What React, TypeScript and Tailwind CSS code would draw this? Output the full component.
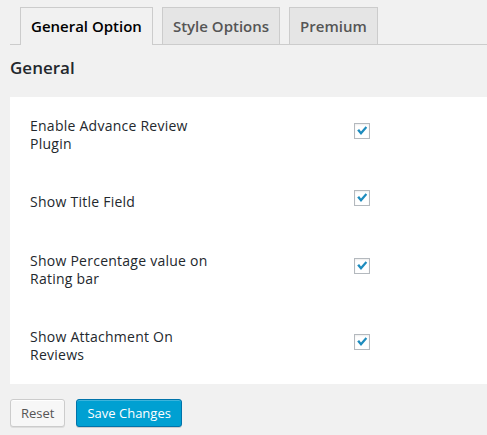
import React, { useState } from 'react';

const tabs = ['General Option', 'Style Options', 'Premium'];

const options = [
  { key: 'enable', label: 'Enable Advance Review Plugin' },
  { key: 'title', label: 'Show Title Field' },
  { key: 'percentage', label: 'Show Percentage value on Rating bar' },
  { key: 'attachment', label: 'Show Attachment On Reviews' },
];

function CheckBox({ checked, onToggle }: { checked: boolean; onToggle: () => void }) {
  return (
    <button
      type="button"
      onClick={onToggle}
      className="w-4 h-4 mb-2 border border-[#b4b9be] bg-white shadow-[inset_0_1px_2px_rgba(0,0,0,0.07)] flex items-center justify-center p-0"
    >
      {checked && (
        <svg width="14" height="14" viewBox="0 0 14 14">
          <path d="M2.2 6.6 L4.1 5.1 L6 7.6 L10.6 2.2 L12.2 3.8 L6 11 Z" fill="#1e8cbe" />
        </svg>
      )}
    </button>
  );
}

export default function App() {
  const [active, setActive] = useState(0);
  const [values, setValues] = useState<Record<string, boolean>>({
    enable: true,
    title: true,
    percentage: true,
    attachment: true,
  });

  return (
    <div className="min-h-[435px] bg-[#f1f1f1] pl-[10px] font-['Open_Sans',sans-serif] text-[#23282d]">
      {/* Tabs */}
      <div className="flex gap-[9px] pl-[10px] pt-[7px] border-b border-[#ccc]">
        {tabs.map((tab, i) => (
          <button
            key={tab}
            type="button"
            onClick={() => setActive(i)}
            className={`h-[37px] px-[10px] border border-b-0 border-[#ccc] text-[15px] font-semibold leading-6 ${
              i === active ? 'bg-[#f1f1f1] text-black -mb-px h-[38px] pb-px' : 'bg-[#e5e5e5] text-[#555]'
            }`}
          >
            {tab}
          </button>
        ))}
      </div>

      {/* Section heading */}
      <h2 className="mt-[12px] mb-[18px] text-[17px] font-semibold leading-[22px] text-[#23282d]">General</h2>

      {/* Settings panel */}
      <div className="bg-white pl-5">
        {options.map((opt) => (
          <div key={opt.key} className="flex items-center">
            <div className="w-[198px] py-5 text-[14px] leading-[1.3] tracking-[0.25px] text-[#23282d]">{opt.label}</div>
            <div className="ml-[126px]">
              <CheckBox
                checked={values[opt.key]}
                onToggle={() => setValues({ ...values, [opt.key]: !values[opt.key] })}
              />
            </div>
          </div>
        ))}
      </div>

      {/* Actions */}
      <div className="flex gap-[11px] mt-[15px]">
        <button
          type="button"
          className="h-[28px] px-[10px] pb-px rounded-[3px] border border-[#ccc] bg-[#f7f7f7] text-[13px] leading-[26px] text-[#555] shadow-[inset_0_1px_0_#fff,0_1px_0_rgba(0,0,0,0.08)]"
        >
          Reset
        </button>
        <button
          type="button"
          className="h-[28px] px-[10px] pb-px rounded-[3px] border border-[#0073aa] bg-[#00a0d2] text-[13px] leading-[26px] text-white shadow-[inset_0_1px_0_rgba(120,200,230,0.5),0_1px_0_rgba(0,0,0,0.15)]"
        >
          Save Changes
        </button>
      </div>
    </div>
  );
}
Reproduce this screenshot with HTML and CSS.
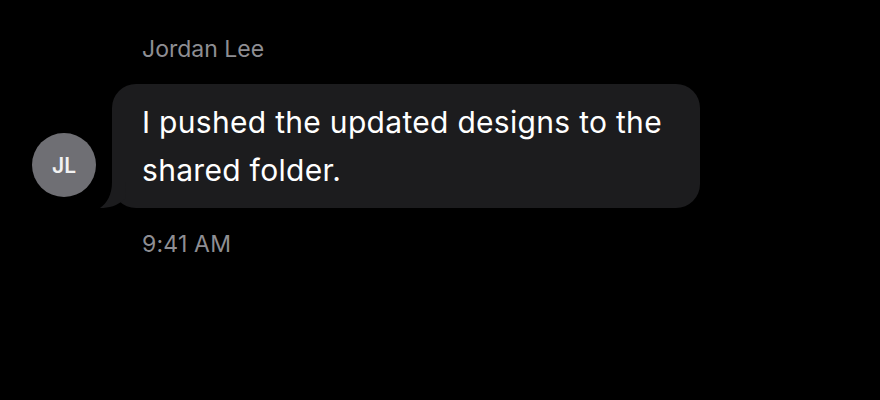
FILE: index.html
```html
<!DOCTYPE html>
<html>
<head>
	<meta charset="utf-8">
	<title>Message</title>
	<link rel="stylesheet" href="styles.css">
</head>
<body>

<div class="thread">
	<div class="message">
		<div class="sender">Jordan Lee</div>
		<div class="avatar">JL</div>
		<div class="bubble">
			I pushed the updated designs to the shared folder.
			<svg class="tail" width="26" height="26" viewBox="0 0 26 26">
				<path d="M12 0 C12 13 7 21 0 26 C9 26 17 24 25 17 L26 0 Z" fill="#1c1c1e"/>
			</svg>
		</div>
		<div class="time">9:41 AM</div>
	</div>
</div>

</body>
</html>
```

FILE: styles.css
```css
body {
	margin: 0;
	background: #000000;
	font-family: Inter, "Liberation Sans", sans-serif;
	color: #ffffff;
}
.thread {
	padding: 35px 0 0 32px;
}
.message {
	display: grid;
	grid-template-columns: 64px auto;
	column-gap: 16px;
	justify-content: start;
}
.sender {
	grid-column: 2;
	padding-left: 30px;
	font-size: 23px;
	line-height: 28px;
	color: #8e8e93;
	margin-bottom: 21px;
}
.avatar {
	grid-column: 1;
	grid-row: 2;
	align-self: end;
	margin-bottom: 11px;
	width: 64px;
	height: 64px;
	border-radius: 50%;
	background: #6f6f74;
	color: #f2f2f2;
	font-size: 21px;
	font-weight: 600;
	display: flex;
	align-items: center;
	justify-content: center;
}
.bubble {
	grid-column: 2;
	grid-row: 2;
	position: relative;
	width: 528px;
	padding: 14px 30px;
	background: #1c1c1e;
	border-radius: 24px;
	font-size: 30px;
	line-height: 48px;
	letter-spacing: 0.3px;
}
.tail {
	position: absolute;
	left: -12px;
	bottom: 0;
}
.time {
	grid-column: 2;
	padding-left: 30px;
	margin-top: 22px;
	font-size: 23px;
	line-height: 28px;
	letter-spacing: 0.2px;
	color: #8e8e93;
}
```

* * *

DIRECTIONS – Nothing in the entries should change as you copy them, except that the pictures are left out.

EXPECTED ANSWER –
What React, TypeScript and Tailwind CSS code would draw this? Output the full component.
import React, { useState } from 'react';

const tabs = ['General Option', 'Style Options', 'Premium'];

const options = [
  { key: 'enable', label: 'Enable Advance Review Plugin' },
  { key: 'title', label: 'Show Title Field' },
  { key: 'percentage', label: 'Show Percentage value on Rating bar' },
  { key: 'attachment', label: 'Show Attachment On Reviews' },
];

function CheckBox({ checked, onToggle }: { checked: boolean; onToggle: () => void }) {
  return (
    <button
      type="button"
      onClick={onToggle}
      className="w-4 h-4 mb-2 border border-[#b4b9be] bg-white shadow-[inset_0_1px_2px_rgba(0,0,0,0.07)] flex items-center justify-center p-0"
    >
      {checked && (
        <svg width="14" height="14" viewBox="0 0 14 14">
          <path d="M2.2 6.6 L4.1 5.1 L6 7.6 L10.6 2.2 L12.2 3.8 L6 11 Z" fill="#1e8cbe" />
        </svg>
      )}
    </button>
  );
}

export default function App() {
  const [active, setActive] = useState(0);
  const [values, setValues] = useState<Record<string, boolean>>({
    enable: true,
    title: true,
    percentage: true,
    attachment: true,
  });

  return (
    <div className="min-h-[435px] bg-[#f1f1f1] pl-[10px] font-['Open_Sans',sans-serif] text-[#23282d]">
      {/* Tabs */}
      <div className="flex gap-[9px] pl-[10px] pt-[7px] border-b border-[#ccc]">
        {tabs.map((tab, i) => (
          <button
            key={tab}
            type="button"
            onClick={() => setActive(i)}
            className={`h-[37px] px-[10px] border border-b-0 border-[#ccc] text-[15px] font-semibold leading-6 ${
              i === active ? 'bg-[#f1f1f1] text-black -mb-px h-[38px] pb-px' : 'bg-[#e5e5e5] text-[#555]'
            }`}
          >
            {tab}
          </button>
        ))}
      </div>

      {/* Section heading */}
      <h2 className="mt-[12px] mb-[18px] text-[17px] font-semibold leading-[22px] text-[#23282d]">General</h2>

      {/* Settings panel */}
      <div className="bg-white pl-5">
        {options.map((opt) => (
          <div key={opt.key} className="flex items-center">
            <div className="w-[198px] py-5 text-[14px] leading-[1.3] tracking-[0.25px] text-[#23282d]">{opt.label}</div>
            <div className="ml-[126px]">
              <CheckBox
                checked={values[opt.key]}
                onToggle={() => setValues({ ...values, [opt.key]: !values[opt.key] })}
              />
            </div>
          </div>
        ))}
      </div>

      {/* Actions */}
      <div className="flex gap-[11px] mt-[15px]">
        <button
          type="button"
          className="h-[28px] px-[10px] pb-px rounded-[3px] border border-[#ccc] bg-[#f7f7f7] text-[13px] leading-[26px] text-[#555] shadow-[inset_0_1px_0_#fff,0_1px_0_rgba(0,0,0,0.08)]"
        >
          Reset
        </button>
        <button
          type="button"
          className="h-[28px] px-[10px] pb-px rounded-[3px] border border-[#0073aa] bg-[#00a0d2] text-[13px] leading-[26px] text-white shadow-[inset_0_1px_0_rgba(120,200,230,0.5),0_1px_0_rgba(0,0,0,0.15)]"
        >
          Save Changes
        </button>
      </div>
    </div>
  );
}
Reproduce this screenshot with HTML and CSS.
FILE: index.html
```html
<!DOCTYPE html>
<html>
<head>
	<meta charset="utf-8">
	<title>Message</title>
	<link rel="stylesheet" href="styles.css">
</head>
<body>

<div class="thread">
	<div class="message">
		<div class="sender">Jordan Lee</div>
		<div class="avatar">JL</div>
		<div class="bubble">
			I pushed the updated designs to the shared folder.
			<svg class="tail" width="26" height="26" viewBox="0 0 26 26">
				<path d="M12 0 C12 13 7 21 0 26 C9 26 17 24 25 17 L26 0 Z" fill="#1c1c1e"/>
			</svg>
		</div>
		<div class="time">9:41 AM</div>
	</div>
</div>

</body>
</html>
```

FILE: styles.css
```css
body {
	margin: 0;
	background: #000000;
	font-family: Inter, "Liberation Sans", sans-serif;
	color: #ffffff;
}
.thread {
	padding: 35px 0 0 32px;
}
.message {
	display: grid;
	grid-template-columns: 64px auto;
	column-gap: 16px;
	justify-content: start;
}
.sender {
	grid-column: 2;
	padding-left: 30px;
	font-size: 23px;
	line-height: 28px;
	color: #8e8e93;
	margin-bottom: 21px;
}
.avatar {
	grid-column: 1;
	grid-row: 2;
	align-self: end;
	margin-bottom: 11px;
	width: 64px;
	height: 64px;
	border-radius: 50%;
	background: #6f6f74;
	color: #f2f2f2;
	font-size: 21px;
	font-weight: 600;
	display: flex;
	align-items: center;
	justify-content: center;
}
.bubble {
	grid-column: 2;
	grid-row: 2;
	position: relative;
	width: 528px;
	padding: 14px 30px;
	background: #1c1c1e;
	border-radius: 24px;
	font-size: 30px;
	line-height: 48px;
	letter-spacing: 0.3px;
}
.tail {
	position: absolute;
	left: -12px;
	bottom: 0;
}
.time {
	grid-column: 2;
	padding-left: 30px;
	margin-top: 22px;
	font-size: 23px;
	line-height: 28px;
	letter-spacing: 0.2px;
	color: #8e8e93;
}
```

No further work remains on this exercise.